▸ **Aim**: Keep every line where the word "this" appears; drop the rest.

▸ **Available records**:
=-=-=-=-=

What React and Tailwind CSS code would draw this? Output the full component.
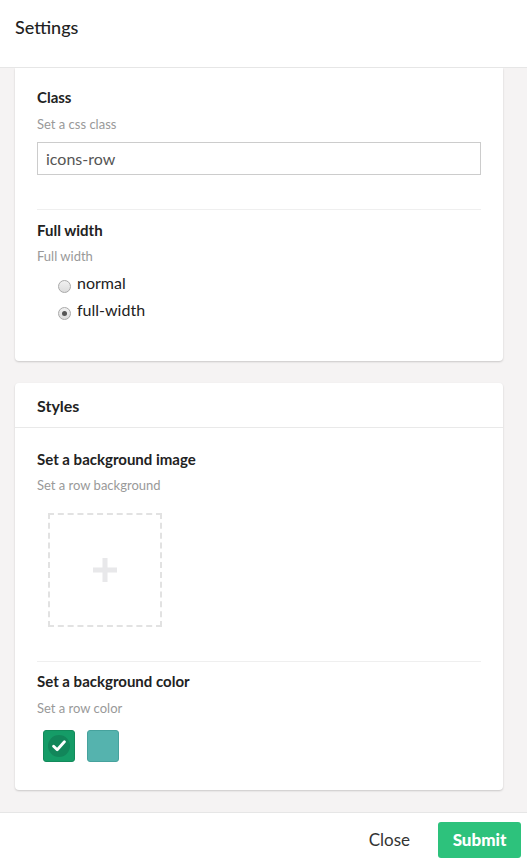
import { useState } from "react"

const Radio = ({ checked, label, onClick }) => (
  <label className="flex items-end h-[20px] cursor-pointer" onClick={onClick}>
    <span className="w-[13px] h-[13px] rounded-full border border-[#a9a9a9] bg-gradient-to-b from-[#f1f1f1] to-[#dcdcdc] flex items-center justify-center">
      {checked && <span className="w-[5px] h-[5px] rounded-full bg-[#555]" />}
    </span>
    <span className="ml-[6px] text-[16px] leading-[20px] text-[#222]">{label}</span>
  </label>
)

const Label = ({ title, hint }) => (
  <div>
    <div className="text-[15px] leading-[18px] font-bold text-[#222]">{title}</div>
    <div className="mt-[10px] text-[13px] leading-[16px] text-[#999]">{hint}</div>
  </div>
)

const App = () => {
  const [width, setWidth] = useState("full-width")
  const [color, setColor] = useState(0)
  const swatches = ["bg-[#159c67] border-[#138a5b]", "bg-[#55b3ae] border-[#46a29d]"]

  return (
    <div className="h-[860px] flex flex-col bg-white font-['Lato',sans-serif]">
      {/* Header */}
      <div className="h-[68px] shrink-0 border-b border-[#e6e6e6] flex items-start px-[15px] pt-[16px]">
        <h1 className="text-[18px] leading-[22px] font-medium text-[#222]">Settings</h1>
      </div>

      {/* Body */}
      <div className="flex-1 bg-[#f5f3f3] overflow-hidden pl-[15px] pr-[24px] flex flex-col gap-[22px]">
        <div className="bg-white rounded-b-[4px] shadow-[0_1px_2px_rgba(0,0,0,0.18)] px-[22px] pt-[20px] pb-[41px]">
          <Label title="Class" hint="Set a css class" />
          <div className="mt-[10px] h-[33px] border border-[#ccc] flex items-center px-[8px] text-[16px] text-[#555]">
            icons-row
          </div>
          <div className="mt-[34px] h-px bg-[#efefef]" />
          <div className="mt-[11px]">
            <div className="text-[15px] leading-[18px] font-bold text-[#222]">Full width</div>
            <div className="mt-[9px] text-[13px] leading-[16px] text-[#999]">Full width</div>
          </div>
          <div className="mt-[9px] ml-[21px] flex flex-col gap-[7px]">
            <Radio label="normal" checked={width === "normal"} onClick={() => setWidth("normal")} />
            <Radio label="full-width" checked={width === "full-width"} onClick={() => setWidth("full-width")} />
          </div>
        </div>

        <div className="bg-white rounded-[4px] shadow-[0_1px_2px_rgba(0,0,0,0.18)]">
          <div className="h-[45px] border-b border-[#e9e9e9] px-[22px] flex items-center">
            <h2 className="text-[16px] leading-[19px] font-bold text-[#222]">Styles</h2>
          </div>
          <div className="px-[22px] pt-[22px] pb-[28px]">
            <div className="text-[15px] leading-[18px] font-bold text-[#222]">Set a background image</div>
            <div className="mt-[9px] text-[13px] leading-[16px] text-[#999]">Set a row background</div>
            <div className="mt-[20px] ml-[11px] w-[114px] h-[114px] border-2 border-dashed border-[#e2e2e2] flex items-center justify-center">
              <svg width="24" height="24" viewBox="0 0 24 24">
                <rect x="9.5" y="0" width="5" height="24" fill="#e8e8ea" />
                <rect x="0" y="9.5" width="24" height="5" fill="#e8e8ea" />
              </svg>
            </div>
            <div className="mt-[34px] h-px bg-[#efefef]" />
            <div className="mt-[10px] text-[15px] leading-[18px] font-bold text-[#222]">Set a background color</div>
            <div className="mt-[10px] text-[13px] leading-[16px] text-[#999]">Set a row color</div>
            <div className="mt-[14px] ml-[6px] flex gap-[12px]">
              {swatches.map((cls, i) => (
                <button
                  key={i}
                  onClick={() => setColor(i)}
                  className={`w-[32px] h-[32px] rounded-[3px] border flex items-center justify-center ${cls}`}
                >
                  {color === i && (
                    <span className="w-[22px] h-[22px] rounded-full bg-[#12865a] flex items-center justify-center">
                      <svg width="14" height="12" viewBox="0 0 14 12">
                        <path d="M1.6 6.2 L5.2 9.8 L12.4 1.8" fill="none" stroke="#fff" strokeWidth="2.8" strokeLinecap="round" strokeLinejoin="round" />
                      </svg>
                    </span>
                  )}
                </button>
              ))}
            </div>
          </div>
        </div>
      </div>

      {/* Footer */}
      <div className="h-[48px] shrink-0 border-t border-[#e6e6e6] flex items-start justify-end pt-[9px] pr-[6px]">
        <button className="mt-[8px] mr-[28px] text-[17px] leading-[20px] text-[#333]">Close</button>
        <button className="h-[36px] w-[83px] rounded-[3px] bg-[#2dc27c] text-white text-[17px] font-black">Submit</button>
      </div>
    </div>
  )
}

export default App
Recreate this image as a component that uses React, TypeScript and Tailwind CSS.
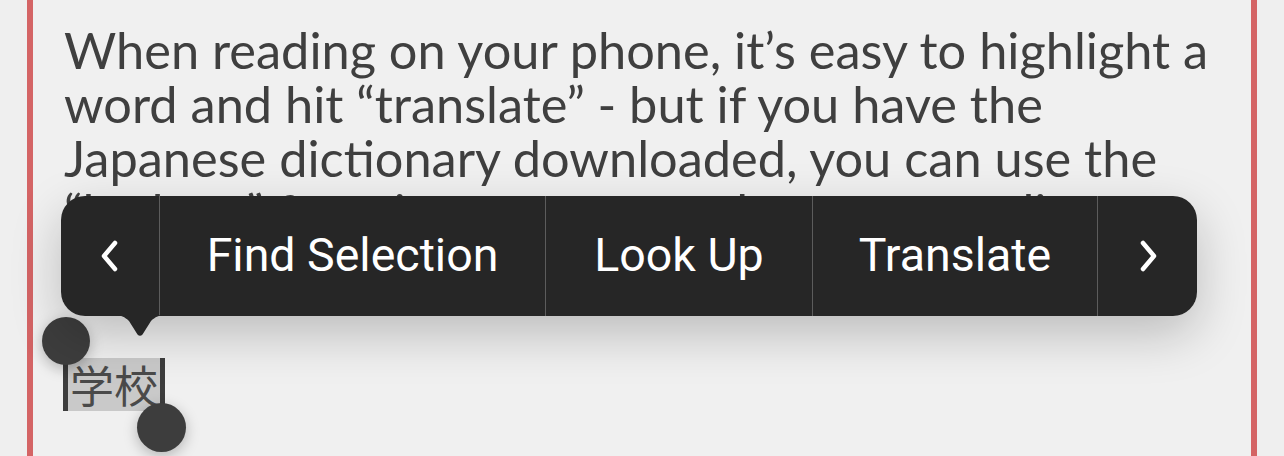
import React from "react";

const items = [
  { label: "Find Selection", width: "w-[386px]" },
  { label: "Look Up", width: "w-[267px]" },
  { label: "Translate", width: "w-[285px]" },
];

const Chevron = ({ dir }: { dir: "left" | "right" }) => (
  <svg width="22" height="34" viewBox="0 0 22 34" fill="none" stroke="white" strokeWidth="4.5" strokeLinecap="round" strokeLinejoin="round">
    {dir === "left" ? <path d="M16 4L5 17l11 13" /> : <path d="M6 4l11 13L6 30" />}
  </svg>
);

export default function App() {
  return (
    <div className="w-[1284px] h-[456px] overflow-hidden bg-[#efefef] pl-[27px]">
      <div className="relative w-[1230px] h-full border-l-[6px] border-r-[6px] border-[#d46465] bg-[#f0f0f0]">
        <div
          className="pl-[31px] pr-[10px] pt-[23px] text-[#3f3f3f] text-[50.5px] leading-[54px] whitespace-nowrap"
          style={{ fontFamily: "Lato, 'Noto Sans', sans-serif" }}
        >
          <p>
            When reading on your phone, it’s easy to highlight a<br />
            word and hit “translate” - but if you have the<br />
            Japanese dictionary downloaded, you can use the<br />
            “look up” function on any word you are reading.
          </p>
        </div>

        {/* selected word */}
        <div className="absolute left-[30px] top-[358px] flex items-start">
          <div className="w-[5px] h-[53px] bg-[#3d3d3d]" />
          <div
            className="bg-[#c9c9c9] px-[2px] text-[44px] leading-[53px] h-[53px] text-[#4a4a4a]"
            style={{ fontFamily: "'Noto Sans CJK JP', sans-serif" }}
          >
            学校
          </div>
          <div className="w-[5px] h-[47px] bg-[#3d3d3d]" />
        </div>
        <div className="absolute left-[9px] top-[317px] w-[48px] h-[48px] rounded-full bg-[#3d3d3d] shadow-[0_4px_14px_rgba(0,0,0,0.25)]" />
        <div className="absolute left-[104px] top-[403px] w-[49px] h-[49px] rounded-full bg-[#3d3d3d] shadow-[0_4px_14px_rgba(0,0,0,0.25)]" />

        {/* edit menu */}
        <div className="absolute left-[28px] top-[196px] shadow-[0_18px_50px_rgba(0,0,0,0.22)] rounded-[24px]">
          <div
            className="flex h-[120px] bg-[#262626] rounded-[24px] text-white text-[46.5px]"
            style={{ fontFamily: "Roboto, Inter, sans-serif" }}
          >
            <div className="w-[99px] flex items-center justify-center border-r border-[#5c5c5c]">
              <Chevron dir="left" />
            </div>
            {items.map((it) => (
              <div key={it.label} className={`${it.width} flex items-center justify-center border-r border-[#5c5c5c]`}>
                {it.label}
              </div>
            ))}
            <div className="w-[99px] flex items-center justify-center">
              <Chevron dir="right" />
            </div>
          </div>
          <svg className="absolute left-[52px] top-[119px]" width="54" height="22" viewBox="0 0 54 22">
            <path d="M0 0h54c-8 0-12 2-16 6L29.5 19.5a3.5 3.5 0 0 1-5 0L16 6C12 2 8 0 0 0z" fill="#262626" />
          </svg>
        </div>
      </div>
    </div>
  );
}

=-=-=-=-=

▸ **Complete output**:
What React and Tailwind CSS code would draw this? Output the full component.
Recreate this image as a component that uses React, TypeScript and Tailwind CSS.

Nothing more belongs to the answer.